The University of Chicago Graham School of Continuing Liberal and Professional Studies is one of eight professional schools of the University of Chicago. The Graham School's focus is on part-time and flexible programs of study.

The Graham School offers Master's degree programs, academic certificate programs, and a variety of credit and non-credit courses for graduate students at large, returning scholars, and adult learners. The Graham School manages the  Summer Session, a series of academic programs for high school students, visiting college students, and international students. It conducts lecture series and other programs throughout the year.

The school's administrative offices can be found on the University of Chicago's main campus in the Hyde Park neighborhood. Summer Session programs and some courses are also held on the main campus. The majority of courses are conducted at the University of Chicago Gleacher Center in downtown Chicago.

History

Founded alongside the University of Chicago in 1890, the University's continuing education division operated in similar fashion to the Chautauqua movement at Oxford and Cambridge, with instructors traveling by train to teach in surrounding communities. The continuing education branch was reformed in 1997 with a $10 million donation from William and Catherine Graham, upon which the name of the division was changed to the William B. and Catherine V. Graham School of General Studies. On July 1, 2011 the school updated its name to the University of Chicago Graham School of Continuing Liberal and Professional Studies.

Graduate Studies
The Graham School offers four Master's degrees and for-credit graduate-level courses through the Graduate Student-at-Large program:
 Master of Science in Analytics
 Master of Science in Biomedical Informatics
 Master of Liberal Arts
 Master of Science in Threat and Response Management
 Graduate Student-at-Large

The Graham School also offers graduate coursework without enrolling in a degree program through its Graduate Student-at-Large and Returning Scholar programs. Graduate students-at-large take University of Chicago graduate courses for grades and build a transferable record of study for matriculation into a degree program at the University of Chicago or elsewhere. Returning scholars audit University of Chicago courses, but are not graded for their work and do not build a transferable record of study.

Certificate Programs

Graham School certificate programs span a wide variety of topics from integrated marketing courses to liberal arts and humanities and are offered on a part-time basis. Upon completion of requirements, a certificate stating mastery of the given area is earned by the student. Because most courses are open-enrollment, students may take certificate courses without enrolling in a certificate program. These certificate programs fall under two broad categories: (1) Humanities, Arts, and Sciences and (2) Professional Programs.

Humanities Arts and Sciences provides intensive study on a specific, grounded in the tenets of a liberal arts education. The Basic Program of Liberal Education for Adults, modeled after the University of Chicago Common Core, exposes students to the Great Books of antiquity and the Socratic method of teaching and discussion.

The Humanities, Arts, and Sciences program offers certificates in the "Basic Program of Liberal Education for Adults."

Professional Programs are short, intensive seminars aimed at students in the workforce.
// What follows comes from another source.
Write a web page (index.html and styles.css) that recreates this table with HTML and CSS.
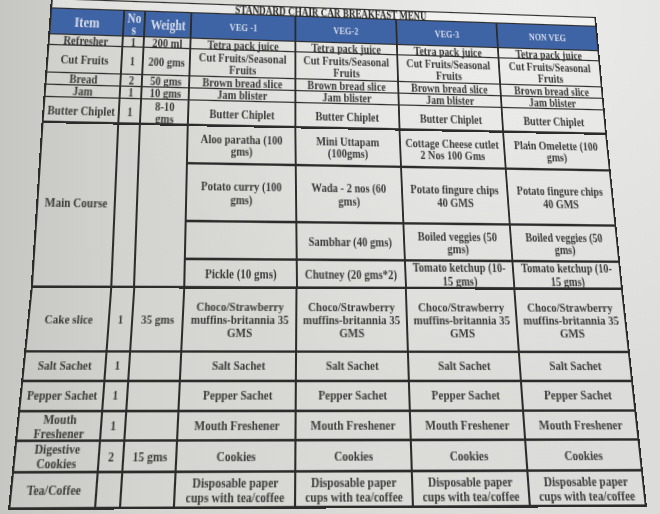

They offer educational expansion opportunities in 11 areas relevant to the modern business world.  Upon completion of the required number of courses, a certificate showing the student's mastery of the particular skill set involved is awarded.

The Professional Program offers certificates in the following areas:

 Clinical Trials Management and Regulatory Compliance
 Conscious Leadership and Team Management
 Data Analytics for Business Professionals
 Digital Marketing and Integrated Communications

 Editing
 Financial Management and Decision-Making
 Medical Writing and Editing
Medical Physics
 Project Management

Non-credit Courses

The Graham School's non-credit offerings cover a wide variety of topics and are aimed at the college graduate who wishes to either expand their knowledge of a certain area or learn a marketable job skill.  Non-credit courses are offered in the following areas:

Basic Program of Liberal Education for Adults
Know Your Chicago
Museum Publishing Seminar
Open-to-All Courses in the Liberal Arts
 The Writer's Studio
 A Fortnight in Oxford

Courses in certificate programs may also be taken, without enrolling in the certificate program.

Urban Teacher Education Program
The Graham School operates the Urban Teacher Education Program (UTEP) for Chicago Public Schools teachers. UTEP is a five-year program; students first go through a two-year Master of Arts in Teaching and licensure program, then a three-year series of "post-graduation supports."

Summer Session
Summer Session is open to anyone who wishes to attend, though participants are divided by academic standing.  Courses run from the middle of June in four sessions that last anywhere from three to nine weeks. Students live in the University's Max Palevsky Residential Commons and are supervised by Residential Heads and student Resident Assistants.

Public Events
The Graham School offers multiple lecture series open to the public.